TASK: Begin with the first line of the material and copy each line word for word through the line that contains "const Info = ()"; the pictures are left out.

********************

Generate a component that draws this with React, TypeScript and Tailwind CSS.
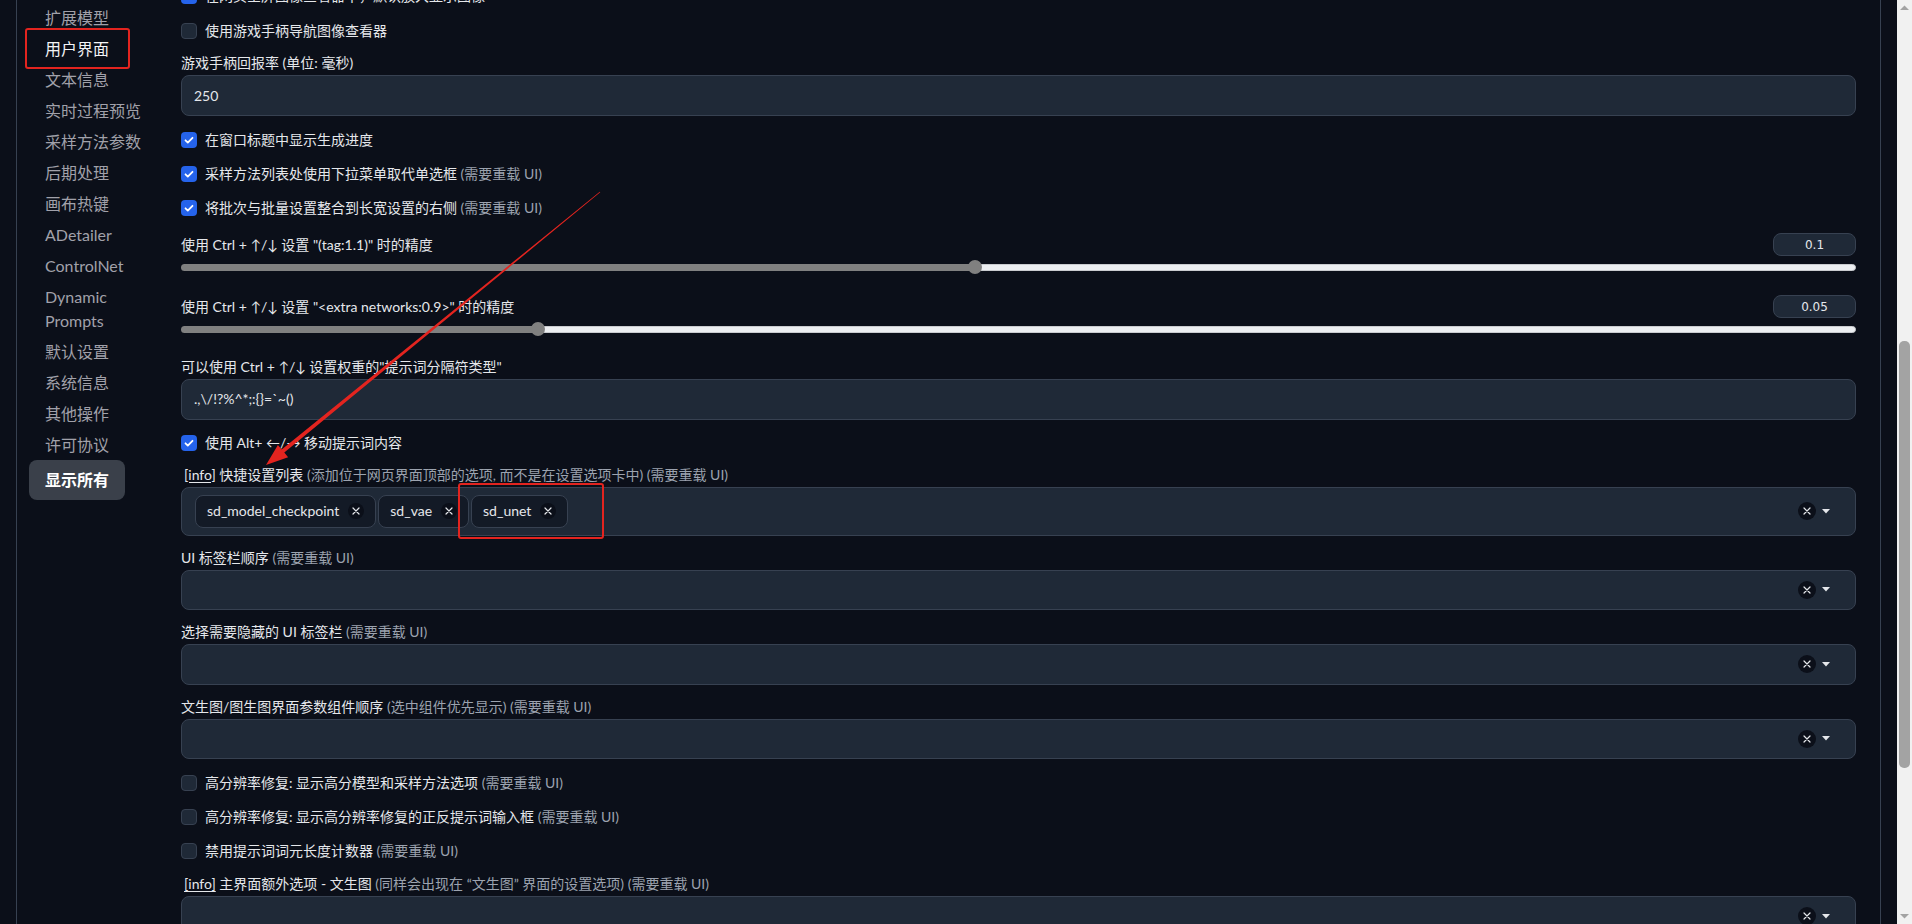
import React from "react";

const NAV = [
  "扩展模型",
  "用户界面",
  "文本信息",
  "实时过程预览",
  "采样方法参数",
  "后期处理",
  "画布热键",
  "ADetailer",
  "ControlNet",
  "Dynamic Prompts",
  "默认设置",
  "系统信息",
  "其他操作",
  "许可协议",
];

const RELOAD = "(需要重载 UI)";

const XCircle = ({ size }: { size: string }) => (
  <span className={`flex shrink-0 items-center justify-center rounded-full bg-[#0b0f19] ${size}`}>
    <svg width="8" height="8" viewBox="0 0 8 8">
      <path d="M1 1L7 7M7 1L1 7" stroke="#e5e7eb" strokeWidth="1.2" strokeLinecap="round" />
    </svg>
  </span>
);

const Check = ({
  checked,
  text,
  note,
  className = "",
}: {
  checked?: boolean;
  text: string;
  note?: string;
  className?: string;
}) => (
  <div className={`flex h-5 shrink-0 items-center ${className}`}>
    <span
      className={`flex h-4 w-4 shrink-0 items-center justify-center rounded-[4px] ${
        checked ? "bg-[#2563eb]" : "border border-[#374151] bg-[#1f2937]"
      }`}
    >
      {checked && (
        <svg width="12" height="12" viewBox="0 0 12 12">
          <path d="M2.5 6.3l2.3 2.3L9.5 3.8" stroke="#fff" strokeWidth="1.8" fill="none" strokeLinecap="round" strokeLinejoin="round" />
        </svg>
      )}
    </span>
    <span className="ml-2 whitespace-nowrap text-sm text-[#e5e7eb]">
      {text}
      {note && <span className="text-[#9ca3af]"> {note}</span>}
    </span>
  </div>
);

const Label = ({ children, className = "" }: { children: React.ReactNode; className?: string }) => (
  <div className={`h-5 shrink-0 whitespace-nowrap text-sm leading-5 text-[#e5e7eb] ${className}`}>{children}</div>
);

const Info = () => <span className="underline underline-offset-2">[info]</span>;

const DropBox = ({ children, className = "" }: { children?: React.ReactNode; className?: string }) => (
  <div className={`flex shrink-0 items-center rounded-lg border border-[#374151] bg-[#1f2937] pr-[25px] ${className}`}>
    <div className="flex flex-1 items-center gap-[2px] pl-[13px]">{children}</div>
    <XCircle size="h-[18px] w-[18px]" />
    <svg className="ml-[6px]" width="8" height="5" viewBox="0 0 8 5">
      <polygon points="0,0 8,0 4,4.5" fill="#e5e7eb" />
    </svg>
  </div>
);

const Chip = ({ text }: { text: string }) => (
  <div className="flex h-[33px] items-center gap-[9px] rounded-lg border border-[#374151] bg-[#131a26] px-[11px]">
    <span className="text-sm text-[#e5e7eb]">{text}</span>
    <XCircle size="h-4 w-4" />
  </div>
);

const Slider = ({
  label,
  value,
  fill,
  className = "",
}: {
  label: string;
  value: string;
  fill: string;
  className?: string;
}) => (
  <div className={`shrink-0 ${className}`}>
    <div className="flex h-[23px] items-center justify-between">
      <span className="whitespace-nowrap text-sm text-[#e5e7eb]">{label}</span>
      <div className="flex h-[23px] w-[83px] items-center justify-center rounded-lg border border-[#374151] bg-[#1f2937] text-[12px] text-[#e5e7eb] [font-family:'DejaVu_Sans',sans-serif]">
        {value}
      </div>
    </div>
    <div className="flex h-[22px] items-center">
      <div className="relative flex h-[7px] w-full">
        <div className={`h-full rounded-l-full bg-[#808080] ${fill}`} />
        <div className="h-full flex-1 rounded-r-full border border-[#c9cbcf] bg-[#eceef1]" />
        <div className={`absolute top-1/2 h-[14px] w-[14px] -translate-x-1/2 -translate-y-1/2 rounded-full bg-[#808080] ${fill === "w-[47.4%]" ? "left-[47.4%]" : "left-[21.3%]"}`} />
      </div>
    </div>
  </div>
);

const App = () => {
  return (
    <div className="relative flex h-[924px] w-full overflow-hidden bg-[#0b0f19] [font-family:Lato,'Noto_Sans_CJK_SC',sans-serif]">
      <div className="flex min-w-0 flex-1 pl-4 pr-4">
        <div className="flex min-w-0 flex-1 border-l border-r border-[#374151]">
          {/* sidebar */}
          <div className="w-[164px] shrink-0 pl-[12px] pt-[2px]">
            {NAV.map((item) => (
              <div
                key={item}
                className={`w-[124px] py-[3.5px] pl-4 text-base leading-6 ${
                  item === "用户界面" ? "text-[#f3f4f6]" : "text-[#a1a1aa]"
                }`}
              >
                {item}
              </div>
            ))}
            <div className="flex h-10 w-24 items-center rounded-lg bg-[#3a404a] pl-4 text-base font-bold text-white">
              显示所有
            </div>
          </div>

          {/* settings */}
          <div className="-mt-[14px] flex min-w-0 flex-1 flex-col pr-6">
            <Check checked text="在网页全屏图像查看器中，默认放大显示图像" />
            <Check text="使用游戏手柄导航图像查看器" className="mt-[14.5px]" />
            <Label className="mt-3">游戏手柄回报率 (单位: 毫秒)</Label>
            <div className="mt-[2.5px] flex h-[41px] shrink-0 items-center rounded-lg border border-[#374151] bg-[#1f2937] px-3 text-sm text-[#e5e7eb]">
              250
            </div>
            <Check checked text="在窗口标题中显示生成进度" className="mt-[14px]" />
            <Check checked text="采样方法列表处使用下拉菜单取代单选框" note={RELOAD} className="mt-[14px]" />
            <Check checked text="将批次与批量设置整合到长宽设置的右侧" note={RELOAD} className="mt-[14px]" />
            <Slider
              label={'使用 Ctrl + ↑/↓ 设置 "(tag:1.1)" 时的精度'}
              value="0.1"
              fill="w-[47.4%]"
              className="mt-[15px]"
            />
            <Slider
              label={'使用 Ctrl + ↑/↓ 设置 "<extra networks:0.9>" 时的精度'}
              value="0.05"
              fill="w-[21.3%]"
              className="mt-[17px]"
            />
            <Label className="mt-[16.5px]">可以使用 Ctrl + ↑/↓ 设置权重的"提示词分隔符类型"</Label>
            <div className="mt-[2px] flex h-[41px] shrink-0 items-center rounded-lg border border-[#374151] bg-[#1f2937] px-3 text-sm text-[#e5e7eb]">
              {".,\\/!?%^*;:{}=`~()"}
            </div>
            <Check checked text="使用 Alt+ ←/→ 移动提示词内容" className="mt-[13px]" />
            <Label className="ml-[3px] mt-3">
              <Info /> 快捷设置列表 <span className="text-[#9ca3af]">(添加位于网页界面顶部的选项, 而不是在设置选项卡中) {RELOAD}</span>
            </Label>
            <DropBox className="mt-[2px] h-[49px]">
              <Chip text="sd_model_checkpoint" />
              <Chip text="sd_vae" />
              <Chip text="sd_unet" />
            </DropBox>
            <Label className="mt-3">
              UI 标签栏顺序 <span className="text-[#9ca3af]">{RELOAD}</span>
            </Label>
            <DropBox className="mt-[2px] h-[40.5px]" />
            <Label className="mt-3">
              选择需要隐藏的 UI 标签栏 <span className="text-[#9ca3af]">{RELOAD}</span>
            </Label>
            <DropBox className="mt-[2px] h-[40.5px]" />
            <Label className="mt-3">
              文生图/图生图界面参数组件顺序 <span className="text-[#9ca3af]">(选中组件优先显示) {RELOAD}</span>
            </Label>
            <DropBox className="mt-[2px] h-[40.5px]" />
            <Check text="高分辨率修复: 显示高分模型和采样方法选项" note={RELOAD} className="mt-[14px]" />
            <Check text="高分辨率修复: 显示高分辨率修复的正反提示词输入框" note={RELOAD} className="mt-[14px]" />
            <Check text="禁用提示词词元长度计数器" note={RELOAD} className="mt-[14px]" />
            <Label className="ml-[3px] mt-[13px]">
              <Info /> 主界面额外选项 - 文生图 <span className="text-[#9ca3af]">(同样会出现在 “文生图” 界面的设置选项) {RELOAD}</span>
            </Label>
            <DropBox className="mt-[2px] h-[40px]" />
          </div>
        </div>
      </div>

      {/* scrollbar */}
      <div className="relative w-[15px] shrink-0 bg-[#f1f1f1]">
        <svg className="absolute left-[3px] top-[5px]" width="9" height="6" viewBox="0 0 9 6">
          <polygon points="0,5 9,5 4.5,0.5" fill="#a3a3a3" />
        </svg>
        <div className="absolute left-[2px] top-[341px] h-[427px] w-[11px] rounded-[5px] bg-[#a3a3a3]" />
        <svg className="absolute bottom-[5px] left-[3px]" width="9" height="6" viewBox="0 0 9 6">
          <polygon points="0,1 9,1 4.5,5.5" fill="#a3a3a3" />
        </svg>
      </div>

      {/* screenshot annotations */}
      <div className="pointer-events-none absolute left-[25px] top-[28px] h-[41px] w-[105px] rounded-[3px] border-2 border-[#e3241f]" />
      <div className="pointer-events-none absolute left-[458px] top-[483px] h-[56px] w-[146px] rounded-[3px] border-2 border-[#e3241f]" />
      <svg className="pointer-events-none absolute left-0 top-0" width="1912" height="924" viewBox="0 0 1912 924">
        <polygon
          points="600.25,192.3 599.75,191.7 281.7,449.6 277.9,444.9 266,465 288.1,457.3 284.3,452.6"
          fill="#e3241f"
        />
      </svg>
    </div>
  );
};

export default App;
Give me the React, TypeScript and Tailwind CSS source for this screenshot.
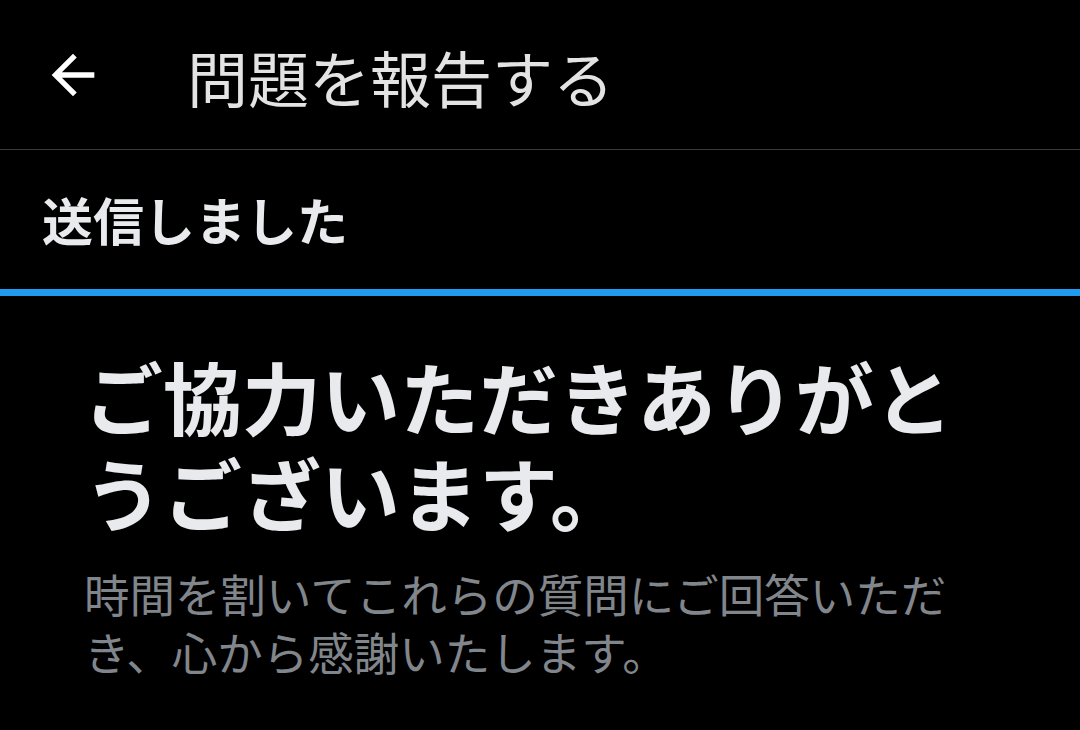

********************

WRITTEN SOLUTION:
Generate a component that draws this with React, TypeScript and Tailwind CSS.
import React from "react";

const NAV = [
  "扩展模型",
  "用户界面",
  "文本信息",
  "实时过程预览",
  "采样方法参数",
  "后期处理",
  "画布热键",
  "ADetailer",
  "ControlNet",
  "Dynamic Prompts",
  "默认设置",
  "系统信息",
  "其他操作",
  "许可协议",
];

const RELOAD = "(需要重载 UI)";

const XCircle = ({ size }: { size: string }) => (
  <span className={`flex shrink-0 items-center justify-center rounded-full bg-[#0b0f19] ${size}`}>
    <svg width="8" height="8" viewBox="0 0 8 8">
      <path d="M1 1L7 7M7 1L1 7" stroke="#e5e7eb" strokeWidth="1.2" strokeLinecap="round" />
    </svg>
  </span>
);

const Check = ({
  checked,
  text,
  note,
  className = "",
}: {
  checked?: boolean;
  text: string;
  note?: string;
  className?: string;
}) => (
  <div className={`flex h-5 shrink-0 items-center ${className}`}>
    <span
      className={`flex h-4 w-4 shrink-0 items-center justify-center rounded-[4px] ${
        checked ? "bg-[#2563eb]" : "border border-[#374151] bg-[#1f2937]"
      }`}
    >
      {checked && (
        <svg width="12" height="12" viewBox="0 0 12 12">
          <path d="M2.5 6.3l2.3 2.3L9.5 3.8" stroke="#fff" strokeWidth="1.8" fill="none" strokeLinecap="round" strokeLinejoin="round" />
        </svg>
      )}
    </span>
    <span className="ml-2 whitespace-nowrap text-sm text-[#e5e7eb]">
      {text}
      {note && <span className="text-[#9ca3af]"> {note}</span>}
    </span>
  </div>
);

const Label = ({ children, className = "" }: { children: React.ReactNode; className?: string }) => (
  <div className={`h-5 shrink-0 whitespace-nowrap text-sm leading-5 text-[#e5e7eb] ${className}`}>{children}</div>
);

const Info = () => <span className="underline underline-offset-2">[info]</span>;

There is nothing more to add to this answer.